→ **EXERCISE**: Reproduce the listing word for word. Skip any image.

→ **GIVEN MATERIAL**:
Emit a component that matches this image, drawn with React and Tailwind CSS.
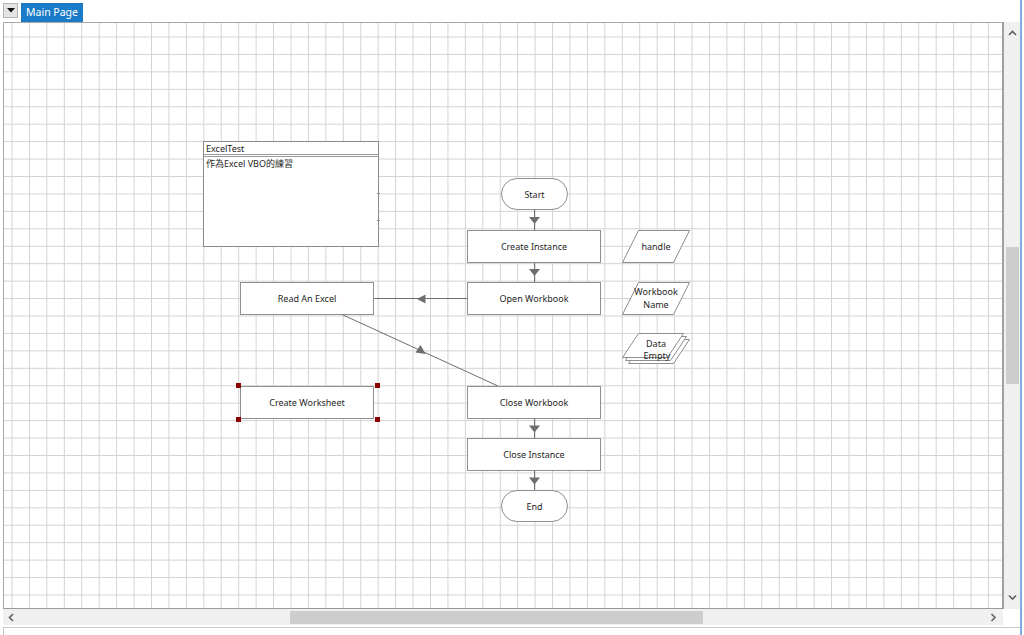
import React from "react";

const FONT = "font-['Segoe_UI','Noto_Sans','Noto_Sans_CJK_TC',sans-serif]";

function Box({ pos, children }) {
  return (
    <div
      className={`absolute ${pos} w-[134px] h-[33px] bg-white border border-[#8f8f8f] flex items-center justify-center text-[9px] text-[#1e1e1e] leading-none`}
    >
      {children}
    </div>
  );
}

function Pill({ pos, children }) {
  return (
    <div
      className={`absolute ${pos} w-[67px] h-[32px] bg-white border border-[#8f8f8f] rounded-full flex items-center justify-center text-[9px] text-[#1e1e1e] leading-none`}
    >
      {children}
    </div>
  );
}

function Chevron({ dir }) {
  const pts = {
    up: "1,5 4.5,1.5 8,5",
    down: "1,1.5 4.5,5 8,1.5",
    left: "5,1 1.5,4.5 5,8",
    right: "1.5,1 5,4.5 1.5,8",
  }[dir];
  const vb = dir === "up" || dir === "down" ? "0 0 9 7" : "0 0 7 9";
  const cls = dir === "up" || dir === "down" ? "w-[9px] h-[7px]" : "w-[7px] h-[9px]";
  return (
    <svg viewBox={vb} className={cls}>
      <polyline points={pts} fill="none" stroke="#606060" strokeWidth="1.6" />
    </svg>
  );
}

export default function App() {
  const line = "#6e6e6e";
  return (
    <div className={`relative w-[1024px] h-[635px] bg-white overflow-hidden flex flex-col ${FONT}`}>
      {/* top bar */}
      <div className="h-[22px] flex items-start pl-[3px] pt-[3px] gap-[3px] shrink-0">
        <div className="w-[15px] h-[15px] bg-[#e4e4e4] border border-[#b4b4b4] flex items-center justify-center">
          <svg viewBox="0 0 8 5" className="w-[8px] h-[5px]">
            <polygon points="0,0 8,0 4,4.5" fill="#111" />
          </svg>
        </div>
        <div className="w-[62px] h-[19px] bg-[#1a7bc9] text-white text-[10.5px] flex items-center justify-center leading-none">
          Main Page
        </div>
      </div>

      {/* middle row */}
      <div className="flex h-[587px] pl-[3px] shrink-0">
        <div className="relative w-[1001px] h-[587px] border-l border-t border-b border-r-2 border-l-[#a8a8a8] border-t-[#a8a8a8] border-b-[#9a9a9a] border-r-[#a0a0a0] bg-white [background-image:linear-gradient(to_right,#d2d2d2_1px,transparent_1px),linear-gradient(to_bottom,#d2d2d2_1px,transparent_1px)] [background-size:17.44px_17.44px] [background-position:7.5px_13.5px] overflow-hidden">
          {/* connectors & data shapes (page coordinates) */}
          <svg className="absolute left-0 top-0 w-[998px] h-[585px]" viewBox="4 23 998 585">
            <g stroke={line} strokeWidth="1" fill="none">
              <line x1="534.5" y1="210" x2="534.5" y2="230" />
              <line x1="534.5" y1="263" x2="534.5" y2="282" />
              <line x1="374" y1="298.5" x2="467" y2="298.5" />
              <line x1="342" y1="314.5" x2="498" y2="386" />
              <line x1="534.5" y1="419" x2="534.5" y2="438" />
              <line x1="534.5" y1="471" x2="534.5" y2="490" />
            </g>
            <g fill={line}>
              <polygon points="529,217 540,217 534.5,224" />
              <polygon points="529,269 540,269 534.5,276" />
              <polygon points="417,299 425.5,294.5 425.5,303.5" />
              <polygon points="420.5,345 415.5,352.5 425.5,354" />
              <polygon points="529,425.5 540,425.5 534.5,432.5" />
              <polygon points="529,477.5 540,477.5 534.5,484.5" />
            </g>
            <g stroke="#8f8f8f" strokeWidth="1" fill="white">
              <polygon points="638.5,230.5 689.5,230.5 673.5,262.5 622.5,262.5" />
              <polygon points="638.5,282.5 689.5,282.5 673.5,314.5 622.5,314.5" />
              <polygon points="644.5,339.5 689.5,339.5 673.5,363.5 628.5,363.5" />
              <polygon points="641.5,336.5 686.5,336.5 670.5,360.5 625.5,360.5" />
              <polygon points="638.5,333.5 683.5,333.5 667.5,357.5 622.5,357.5" />
            </g>
            <g fontSize="9" fill="#1e1e1e" textAnchor="middle" fontFamily="'Segoe UI','Noto Sans',sans-serif">
              <text x="656" y="249.5">handle</text>
              <text x="656" y="295">Workbook</text>
              <text x="656" y="308">Name</text>
              <text x="656" y="347">Data</text>
              <text x="657" y="359">Empty</text>
            </g>
          </svg>

          {/* note */}
          <div className="absolute left-[199px] top-[118px] w-[176px] h-[106px] bg-white border border-[#8a8a8a] flex flex-col text-[9px] text-[#1e1e1e] leading-none">
            <div className="h-[15px] border-b-[3px] border-double border-[#9a9a9a] pl-[2px] flex items-center">
              ExcelTest
            </div>
            <div className="pl-[2px] pt-[2px] font-['Segoe_UI','Noto_Sans','Noto_Sans_CJK_TC',sans-serif]">
              作為Excel VBO的練習
            </div>
            <span className="absolute right-[-2px] top-[51px] w-[3px] h-px bg-[#8a8a8a]" />
            <span className="absolute right-[-2px] top-[78px] w-[3px] h-px bg-[#8a8a8a]" />
          </div>

          <Pill pos="left-[497px] top-[155px]">Start</Pill>
          <Box pos="left-[463px] top-[207px]">Create Instance</Box>
          <Box pos="left-[463px] top-[259px]">Open Workbook</Box>
          <Box pos="left-[236px] top-[259px]">Read An Excel</Box>
          <Box pos="left-[236px] top-[363px]">Create Worksheet</Box>
          <Box pos="left-[463px] top-[363px]">Close Workbook</Box>
          <Box pos="left-[463px] top-[415px]">Close Instance</Box>
          <Pill pos="left-[497px] top-[467px]">End</Pill>

          {/* selection handles */}
          <span className="absolute left-[232px] top-[360px] w-[5px] h-[5px] bg-[#8b0000]" />
          <span className="absolute left-[371px] top-[360px] w-[5px] h-[5px] bg-[#8b0000]" />
          <span className="absolute left-[232px] top-[394px] w-[5px] h-[5px] bg-[#8b0000]" />
          <span className="absolute left-[371px] top-[394px] w-[5px] h-[5px] bg-[#8b0000]" />
        </div>

        {/* vertical scrollbar */}
        <div className="w-[16px] h-[587px] bg-[#f0f0f0] flex flex-col items-center">
          <div className="h-[20px] w-full flex items-center justify-center pt-[2px]">
            <Chevron dir="up" />
          </div>
          <div className="mt-[205px] w-[13px] h-[137px] bg-[#cdcdcd]" />
          <div className="flex-1" />
          <div className="h-[20px] w-full flex items-center justify-center pb-[3px]">
            <Chevron dir="down" />
          </div>
        </div>
      </div>

      {/* horizontal scrollbar */}
      <div className="ml-[3px] w-[1000px] h-[16px] bg-[#f0f0f0] flex items-center shrink-0">
        <div className="w-[17px] flex justify-center">
          <Chevron dir="left" />
        </div>
        <div className="ml-[270px] w-[413px] h-[13px] bg-[#cdcdcd]" />
        <div className="flex-1" />
        <div className="w-[20px] flex justify-center">
          <Chevron dir="right" />
        </div>
      </div>

      {/* bottom panel */}
      <div className="mt-[2px] ml-[3px] mr-[4px] flex-1 border-t border-l border-[#c8c8c8] bg-white" />

      {/* window edge */}
      <div className="absolute top-0 bottom-0 left-[1020px] w-[2px] bg-[#7fb0dd]" />
    </div>
  );
}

→ **COMPLETE RESPONSE**:
Emit a component that matches this image, drawn with React and Tailwind CSS.
import React from "react";

const FONT = "font-['Segoe_UI','Noto_Sans','Noto_Sans_CJK_TC',sans-serif]";

function Box({ pos, children }) {
  return (
    <div
      className={`absolute ${pos} w-[134px] h-[33px] bg-white border border-[#8f8f8f] flex items-center justify-center text-[9px] text-[#1e1e1e] leading-none`}
    >
      {children}
    </div>
  );
}

function Pill({ pos, children }) {
  return (
    <div
      className={`absolute ${pos} w-[67px] h-[32px] bg-white border border-[#8f8f8f] rounded-full flex items-center justify-center text-[9px] text-[#1e1e1e] leading-none`}
    >
      {children}
    </div>
  );
}

function Chevron({ dir }) {
  const pts = {
    up: "1,5 4.5,1.5 8,5",
    down: "1,1.5 4.5,5 8,1.5",
    left: "5,1 1.5,4.5 5,8",
    right: "1.5,1 5,4.5 1.5,8",
  }[dir];
  const vb = dir === "up" || dir === "down" ? "0 0 9 7" : "0 0 7 9";
  const cls = dir === "up" || dir === "down" ? "w-[9px] h-[7px]" : "w-[7px] h-[9px]";
  return (
    <svg viewBox={vb} className={cls}>
      <polyline points={pts} fill="none" stroke="#606060" strokeWidth="1.6" />
    </svg>
  );
}

export default function App() {
  const line = "#6e6e6e";
  return (
    <div className={`relative w-[1024px] h-[635px] bg-white overflow-hidden flex flex-col ${FONT}`}>
      {/* top bar */}
      <div className="h-[22px] flex items-start pl-[3px] pt-[3px] gap-[3px] shrink-0">
        <div className="w-[15px] h-[15px] bg-[#e4e4e4] border border-[#b4b4b4] flex items-center justify-center">
          <svg viewBox="0 0 8 5" className="w-[8px] h-[5px]">
            <polygon points="0,0 8,0 4,4.5" fill="#111" />
          </svg>
        </div>
        <div className="w-[62px] h-[19px] bg-[#1a7bc9] text-white text-[10.5px] flex items-center justify-center leading-none">
          Main Page
        </div>
      </div>

      {/* middle row */}
      <div className="flex h-[587px] pl-[3px] shrink-0">
        <div className="relative w-[1001px] h-[587px] border-l border-t border-b border-r-2 border-l-[#a8a8a8] border-t-[#a8a8a8] border-b-[#9a9a9a] border-r-[#a0a0a0] bg-white [background-image:linear-gradient(to_right,#d2d2d2_1px,transparent_1px),linear-gradient(to_bottom,#d2d2d2_1px,transparent_1px)] [background-size:17.44px_17.44px] [background-position:7.5px_13.5px] overflow-hidden">
          {/* connectors & data shapes (page coordinates) */}
          <svg className="absolute left-0 top-0 w-[998px] h-[585px]" viewBox="4 23 998 585">
            <g stroke={line} strokeWidth="1" fill="none">
              <line x1="534.5" y1="210" x2="534.5" y2="230" />
              <line x1="534.5" y1="263" x2="534.5" y2="282" />
              <line x1="374" y1="298.5" x2="467" y2="298.5" />
              <line x1="342" y1="314.5" x2="498" y2="386" />
              <line x1="534.5" y1="419" x2="534.5" y2="438" />
              <line x1="534.5" y1="471" x2="534.5" y2="490" />
            </g>
            <g fill={line}>
              <polygon points="529,217 540,217 534.5,224" />
              <polygon points="529,269 540,269 534.5,276" />
              <polygon points="417,299 425.5,294.5 425.5,303.5" />
              <polygon points="420.5,345 415.5,352.5 425.5,354" />
              <polygon points="529,425.5 540,425.5 534.5,432.5" />
              <polygon points="529,477.5 540,477.5 534.5,484.5" />
            </g>
            <g stroke="#8f8f8f" strokeWidth="1" fill="white">
              <polygon points="638.5,230.5 689.5,230.5 673.5,262.5 622.5,262.5" />
              <polygon points="638.5,282.5 689.5,282.5 673.5,314.5 622.5,314.5" />
              <polygon points="644.5,339.5 689.5,339.5 673.5,363.5 628.5,363.5" />
              <polygon points="641.5,336.5 686.5,336.5 670.5,360.5 625.5,360.5" />
              <polygon points="638.5,333.5 683.5,333.5 667.5,357.5 622.5,357.5" />
            </g>
            <g fontSize="9" fill="#1e1e1e" textAnchor="middle" fontFamily="'Segoe UI','Noto Sans',sans-serif">
              <text x="656" y="249.5">handle</text>
              <text x="656" y="295">Workbook</text>
              <text x="656" y="308">Name</text>
              <text x="656" y="347">Data</text>
              <text x="657" y="359">Empty</text>
            </g>
          </svg>

          {/* note */}
          <div className="absolute left-[199px] top-[118px] w-[176px] h-[106px] bg-white border border-[#8a8a8a] flex flex-col text-[9px] text-[#1e1e1e] leading-none">
            <div className="h-[15px] border-b-[3px] border-double border-[#9a9a9a] pl-[2px] flex items-center">
              ExcelTest
            </div>
            <div className="pl-[2px] pt-[2px] font-['Segoe_UI','Noto_Sans','Noto_Sans_CJK_TC',sans-serif]">
              作為Excel VBO的練習
            </div>
            <span className="absolute right-[-2px] top-[51px] w-[3px] h-px bg-[#8a8a8a]" />
            <span className="absolute right-[-2px] top-[78px] w-[3px] h-px bg-[#8a8a8a]" />
          </div>

          <Pill pos="left-[497px] top-[155px]">Start</Pill>
          <Box pos="left-[463px] top-[207px]">Create Instance</Box>
          <Box pos="left-[463px] top-[259px]">Open Workbook</Box>
          <Box pos="left-[236px] top-[259px]">Read An Excel</Box>
          <Box pos="left-[236px] top-[363px]">Create Worksheet</Box>
          <Box pos="left-[463px] top-[363px]">Close Workbook</Box>
          <Box pos="left-[463px] top-[415px]">Close Instance</Box>
          <Pill pos="left-[497px] top-[467px]">End</Pill>

          {/* selection handles */}
          <span className="absolute left-[232px] top-[360px] w-[5px] h-[5px] bg-[#8b0000]" />
          <span className="absolute left-[371px] top-[360px] w-[5px] h-[5px] bg-[#8b0000]" />
          <span className="absolute left-[232px] top-[394px] w-[5px] h-[5px] bg-[#8b0000]" />
          <span className="absolute left-[371px] top-[394px] w-[5px] h-[5px] bg-[#8b0000]" />
        </div>

        {/* vertical scrollbar */}
        <div className="w-[16px] h-[587px] bg-[#f0f0f0] flex flex-col items-center">
          <div className="h-[20px] w-full flex items-center justify-center pt-[2px]">
            <Chevron dir="up" />
          </div>
          <div className="mt-[205px] w-[13px] h-[137px] bg-[#cdcdcd]" />
          <div className="flex-1" />
          <div className="h-[20px] w-full flex items-center justify-center pb-[3px]">
            <Chevron dir="down" />
          </div>
        </div>
      </div>

      {/* horizontal scrollbar */}
      <div className="ml-[3px] w-[1000px] h-[16px] bg-[#f0f0f0] flex items-center shrink-0">
        <div className="w-[17px] flex justify-center">
          <Chevron dir="left" />
        </div>
        <div className="ml-[270px] w-[413px] h-[13px] bg-[#cdcdcd]" />
        <div className="flex-1" />
        <div className="w-[20px] flex justify-center">
          <Chevron dir="right" />
        </div>
      </div>

      {/* bottom panel */}
      <div className="mt-[2px] ml-[3px] mr-[4px] flex-1 border-t border-l border-[#c8c8c8] bg-white" />

      {/* window edge */}
      <div className="absolute top-0 bottom-0 left-[1020px] w-[2px] bg-[#7fb0dd]" />
    </div>
  );
}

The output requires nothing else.